Bear with me for a moment, because I'm going to write (only fleetingly) about cricket. In the aftermath of the sorry debacle concerning the Indian cricket team being accused of racism against Australia’s Andrew Simmons, and the subsequent sacking of umpire Steve Bucknor by the ICC (a monumentally dreadful decision IMHO), I watched a TV program the other morning on which the panel discussed whether using the name Monkey is the action of a racist.

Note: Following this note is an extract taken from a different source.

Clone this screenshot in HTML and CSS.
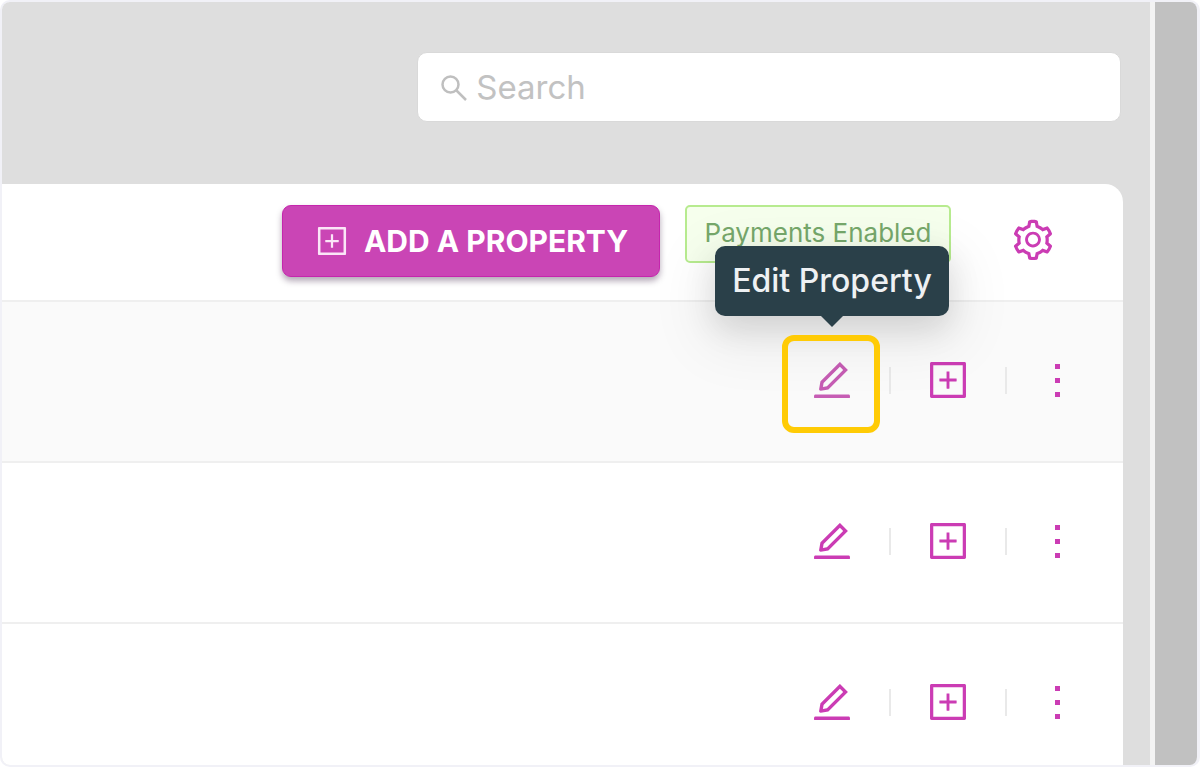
FILE: index.html
```html
<!DOCTYPE html>
<html lang="en">
<head>
    <meta charset="UTF-8">
    <meta name="viewport" content="width=device-width, initial-scale=1.0">
    <title>Properties</title>
    <link rel="stylesheet" href="styles.css">
</head>
<body>

    <!-- shared icons -->
    <svg class="sprite" aria-hidden="true">
        <symbol id="icon-edit" viewBox="0 0 1024 1024">
            <path d="M257.7 752c2 0 4-.2 6-.5L431.9 722c2-.4 3.9-1.3 5.3-2.8l423.9-423.9a9.96 9.96 0 000-14.1L694.9 114.9c-1.9-1.9-4.4-2.9-7.1-2.9s-5.2 1-7.1 2.9L256.8 538.8c-1.5 1.5-2.4 3.3-2.8 5.3l-29.5 168.2a33.5 33.5 0 009.4 29.8c6.6 6.4 14.9 9.9 23.8 9.9zm67.4-174.4L687.8 215l73.3 73.3-362.7 362.6-88.9 15.7 15.6-89zM880 836H144c-17.7 0-32 14.3-32 32v36c0 4.4 3.6 8 8 8h784c4.4 0 8-3.6 8-8v-36c0-17.7-14.3-32-32-32z"/>
        </symbol>
        <symbol id="icon-plus" viewBox="0 0 1024 1024">
            <path d="M328 544h152v152c0 4.400 3.600 8 8 8h48c4.400 0 8-3.600 8-8V544h152c4.400 0 8-3.600 8-8v-48c0-4.400-3.600-8-8-8H544V328c0-4.400-3.600-8-8-8h-48c-4.400 0-8 3.600-8 8v152H328c-4.400 0-8 3.600-8 8v48c0 4.400 3.600 8 8 8z"/>
            <path d="M880 112H144c-17.700 0-32 14.300-32 32v736c0 17.700 14.300 32 32 32h736c17.700 0 32-14.300 32-32V144c0-17.700-14.300-32-32-32zm-40 728H184V184h656v656z"/>
        </symbol>
        <symbol id="icon-more" viewBox="0 0 32 46">
            <path d="M14 7h5v5h-5zM14 21h5v5h-5zM14 35h5v5h-5z"/>
        </symbol>
        <symbol id="icon-gear" viewBox="0 0 1024 1024">
            <path d="M924.8 625.7l-65.5-56c3.1-19 4.700-38.400 4.700-57.800s-1.600-38.800-4.700-57.800l65.500-56a32.030 32.030 0 009.300-35.200l-.9-2.600a443.740 443.740 0 00-79.700-137.900l-1.800-2.100a32.120 32.120 0 00-35.100-9.500l-81.300 28.900c-30-24.600-63.500-44-99.700-57.600l-15.700-85a32.050 32.050 0 00-25.800-25.700l-2.700-.5c-52.100-9.400-106.900-9.400-159 0l-2.700.5a32.050 32.050 0 00-25.800 25.700l-15.800 85.400a351.860 351.860 0 00-99 57.400l-81.900-29.100a32 32 0 00-35.100 9.500l-1.800 2.100a446.020 446.020 0 00-79.700 137.900l-.9 2.600c-4.500 12.500-.8 26.500 9.300 35.200l66.300 56.600c-3.100 18.800-4.600 38-4.600 57.100 0 19.200 1.500 38.400 4.600 57.100L99 625.500a32.030 32.030 0 00-9.300 35.200l.9 2.600c18.100 50.400 44.900 96.900 79.700 137.900l1.800 2.100a32.120 32.120 0 0035.100 9.500l81.900-29.100c29.800 24.500 63.100 43.900 99 57.400l15.800 85.400a32.050 32.050 0 0025.800 25.700l2.700.5a449.400 449.400 0 00159 0l2.700-.5a32.050 32.050 0 0025.800-25.700l15.700-85a350 350 0 0099.700-57.600l81.300 28.900a32 32 0 0035.100-9.500l1.800-2.100c34.800-41.100 61.600-87.500 79.700-137.900l.9-2.600c4.500-12.300.8-26.300-9.300-35zM788.300 465.900c2.500 15.100 3.800 30.600 3.800 46.100s-1.300 31-3.800 46.100l-6.600 40.100 74.700 63.900a370.030 370.030 0 01-42.600 73.600L721 702.800l-31.400 25.800c-23.900 19.600-50.500 35-79.300 45.800l-38.100 14.300-17.900 97a377.500 377.500 0 01-85 0l-17.900-97.200-37.800-14.500c-28.500-10.800-55-26.200-78.700-45.700l-31.400-25.900-93.400 33.200c-17-22.900-31.200-47.600-42.600-73.600l75.500-64.500-6.500-40c-2.400-14.900-3.700-30.300-3.700-45.500 0-15.300 1.200-30.600 3.700-45.500l6.500-40-75.500-64.500c11.300-26.100 25.600-50.700 42.600-73.600l93.400 33.200 31.400-25.900c23.700-19.500 50.200-34.900 78.700-45.700l37.900-14.300 17.900-97.200c28.100-3.200 56.800-3.200 85 0l17.900 97 38.100 14.300c28.700 10.800 55.400 26.200 79.300 45.800l31.400 25.800 92.800-32.900c17 22.900 31.200 47.600 42.600 73.600L781.800 426l6.500 39.900zM512 326c-97.200 0-176 78.800-176 176s78.800 176 176 176 176-78.800 176-176-78.800-176-176-176zm79.200 255.200A111.600 111.600 0 01512 614c-29.900 0-58-11.700-79.200-32.800A111.600 111.600 0 01400 502c0-29.900 11.700-58 32.800-79.200C454 401.600 482.100 390 512 390c29.900 0 58 11.600 79.200 32.800A111.600 111.600 0 01624 502c0 29.900-11.700 58-32.800 79.200z"/>
        </symbol>
    </svg>

    <div class="frame">
        <main class="page">

            <!-- search -->
            <div class="topbar">
                <label class="search">
                    <svg class="search-icon" viewBox="0 0 28 28" aria-hidden="true"><circle cx="10.500" cy="11.500" r="8"/><path d="M16.500 17.500l9.500 9.500"/></svg>
                    <input type="search" class="search-input" placeholder="Search" aria-label="Search">
                </label>
            </div>

            <section class="card">
                <!-- card header -->
                <div class="card-header">
                    <button type="button" class="add-btn">
                        <svg class="add-icon" aria-hidden="true"><use href="#icon-plus"/></svg>
                        ADD A PROPERTY
                    </button>
                    <span class="tag">Payments Enabled</span>
                    <button type="button" class="icon-btn settings" aria-label="Settings"><svg class="icon"><use href="#icon-gear"/></svg></button>
                </div>

                <!-- property rows -->
                <div class="row active">
                    <div class="edit">
                        <button type="button" class="icon-btn" aria-label="Edit"><svg class="icon"><use href="#icon-edit"/></svg></button>
                        <span class="tooltip" role="tooltip">Edit Property</span>
                        <span class="highlight"></span>
                    </div>
                    <span class="divider"></span>
                    <button type="button" class="icon-btn" aria-label="Add"><svg class="icon"><use href="#icon-plus"/></svg></button>
                    <span class="divider"></span>
                    <button type="button" class="icon-btn more" aria-label="More"><svg class="icon"><use href="#icon-more"/></svg></button>
                </div>
                <div class="row">
                    <button type="button" class="icon-btn" aria-label="Edit"><svg class="icon"><use href="#icon-edit"/></svg></button>
                    <span class="divider"></span>
                    <button type="button" class="icon-btn" aria-label="Add"><svg class="icon"><use href="#icon-plus"/></svg></button>
                    <span class="divider"></span>
                    <button type="button" class="icon-btn more" aria-label="More"><svg class="icon"><use href="#icon-more"/></svg></button>
                </div>
                <div class="row">
                    <button type="button" class="icon-btn" aria-label="Edit"><svg class="icon"><use href="#icon-edit"/></svg></button>
                    <span class="divider"></span>
                    <button type="button" class="icon-btn" aria-label="Add"><svg class="icon"><use href="#icon-plus"/></svg></button>
                    <span class="divider"></span>
                    <button type="button" class="icon-btn more" aria-label="More"><svg class="icon"><use href="#icon-more"/></svg></button>
                </div>
            </section>
        </main>
        <div class="gutter"></div>
        <div class="scrollbar"></div>
    </div>

</body>
</html>
```
FILE: styles.css
```css
*{
    margin: 0;
    padding: 0;
    box-sizing: border-box;
}
body{
    font-family: Inter, "Open Sans", sans-serif;
    background: #fff;
}
button{
    border: none;
    background: none;
    font-family: inherit;
    cursor: pointer;
}
.sprite{
    position: absolute;
    width: 0;
    height: 0;
}
.frame{
    display: flex;
    height: 100vh;
    border: 2px solid #f1f1f7;
    border-right-width: 3px;
    border-radius: 10px;
    overflow: hidden;
}
.page{
    flex: 1;
    padding-right: 27px;
    background: #dedede;
    overflow: hidden;
}
.gutter{
    width: 5px;
    background: #f3f3f3;
}
.scrollbar{
    width: 42px;
    background: #c1c1c1;
}

/* search */
.topbar{
    display: flex;
    justify-content: flex-end;
    padding: 50px 2px 62px;
}
.search{
    display: flex;
    align-items: center;
    gap: 8px;
    width: 63%;
    height: 70px;
    padding: 0 22px;
    background: #fff;
    border: 1px solid #d9d9d9;
    border-radius: 10px;
}
.search-icon{
    width: 28px;
    height: 28px;
    fill: none;
    stroke: #bfbfbf;
    stroke-width: 2.5;
}
.search-input{
    flex: 1;
    min-width: 0;
    border: none;
    outline: none;
    background: none;
    font-family: inherit;
    font-size: 33px;
    color: #444;
}
.search-input::placeholder{
    color: #c2c2c2;
    opacity: 1;
}

/* card */
.card{
    background: #fff;
    border-radius: 0 18px 0 0;
}
.card-header{
    display: flex;
    justify-content: flex-end;
    align-items: flex-start;
    gap: 25px;
    height: 118px;
    padding: 21px 67px 0 20px;
    border-bottom: 2px solid #efefef;
}
.add-btn{
    display: flex;
    justify-content: center;
    align-items: center;
    gap: 14px;
    min-width: 378px;
    height: 72px;
    border: 1px solid #c526ad;
    border-radius: 9px;
    background: #ca45b5;
    box-shadow: 0 4px 6px rgba(40, 10, 50, 0.35);
    color: #fff;
    font-size: 30px;
    font-weight: 700;
    line-height: 36px;
    white-space: nowrap;
}
.add-icon{
    width: 36px;
    height: 36px;
    fill: #fbe6f7;
}
.tag{
    min-width: 266px;
    height: 58px;
    border: 2px solid #b7eb8f;
    border-radius: 5px;
    background: #f6ffed;
    color: #76a86b;
    font-size: 26px;
    line-height: 52px;
    text-align: center;
    white-space: nowrap;
}
.icon-btn{
    width: 46px;
    height: 46px;
}
.icon{
    display: block;
    width: 100%;
    height: 100%;
    fill: #cb3cb4;
}
.settings{
    margin: 12px 0 0 34px;
}

/* rows */
.row{
    display: flex;
    justify-content: flex-end;
    align-items: center;
    gap: 34px;
    height: 161px;
    padding: 0 50px 3px 20px;
    border-bottom: 2px solid #efefef;
}
.active{
    background: #fafafa;
}
.divider{
    width: 2px;
    height: 27px;
    background: #e9e9e9;
}
.more{
    width: 32px;
}
.edit{
    display: flex;
    position: relative;
}
.edit .icon{
    fill: #c65db4;
}
.tooltip{
    position: absolute;
    bottom: 87px;
    left: 50%;
    min-width: 234px;
    height: 70px;
    transform: translateX(-50%);
    border-radius: 10px;
    background: #2a4049;
    box-shadow: 0 12px 32px rgba(0, 0, 0, 0.12), 0 18px 56px 16px rgba(0, 0, 0, 0.06);
    color: #eef1f3;
    font-size: 32px;
    font-weight: 500;
    line-height: 70px;
    text-align: center;
    white-space: nowrap;
}
.tooltip:after{
    content: '';
    position: absolute;
    top: 100%;
    left: 50%;
    margin-left: -11px;
    border: 11px solid transparent;
    border-top-color: #2a4049;
    border-bottom: none;
}
.highlight{
    position: absolute;
    top: -22px;
    left: -27px;
    width: 98px;
    height: 98px;
    border: 6px solid #ffcb05;
    border-radius: 12px;
    pointer-events: none;
}
```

I’ve got several mates who I refer to – entirely affectionately – as Monkey, one of whom will also be familiar to anyone who regularly reads Autocar. On his passport it may say Christopher Harris, but to anyone who knows him personally, it’s Monkey (below right... I mean left). He has a T-shirt with the word written right across the back of it to avoid any potential confusion. I should also point out that, while there are several stories in circulation about where the nickname comes from, not one of them has anything to do with the bloke's ancestry or ethnicity.

Yet according to UK law it is the victim who decides whether they are, or have been, the subject of racial abuse. So if Chris were to walk into the office one day and accuse me of being racist for calling him Monkey, theoretically – and legally – I’d be in trouble. Now that really would be a laugh.

I therefore wonder just what the likes of Mercedes might be thinking right now, considering that it has just launched a new, distinctly racy range of cars entitled Black editions (see below). And what about the VW Polo Bluemotion? Sounds quite rude to me, not to mention offensive to anyone who happens to make honest money out of the porn industry.

And if we’re talking about nicknames being offensive, how about the Porsche GT2 being referred to as The Widowmaker? Take this kind of ludicrous thinking to its extreme conclusion and Porsche, presumably, can now be sued. Not because the GT2 is such a monster to drive but because the nickname it has ended up with might be offensive to any one who’s lost their partner in a road accident.

One question. When – precisely – did Mr Common Sense leave the building? Did I miss a meeting? Was there a vote? And does anyone with anything between their ears actually give a monkey's about this sort of thing?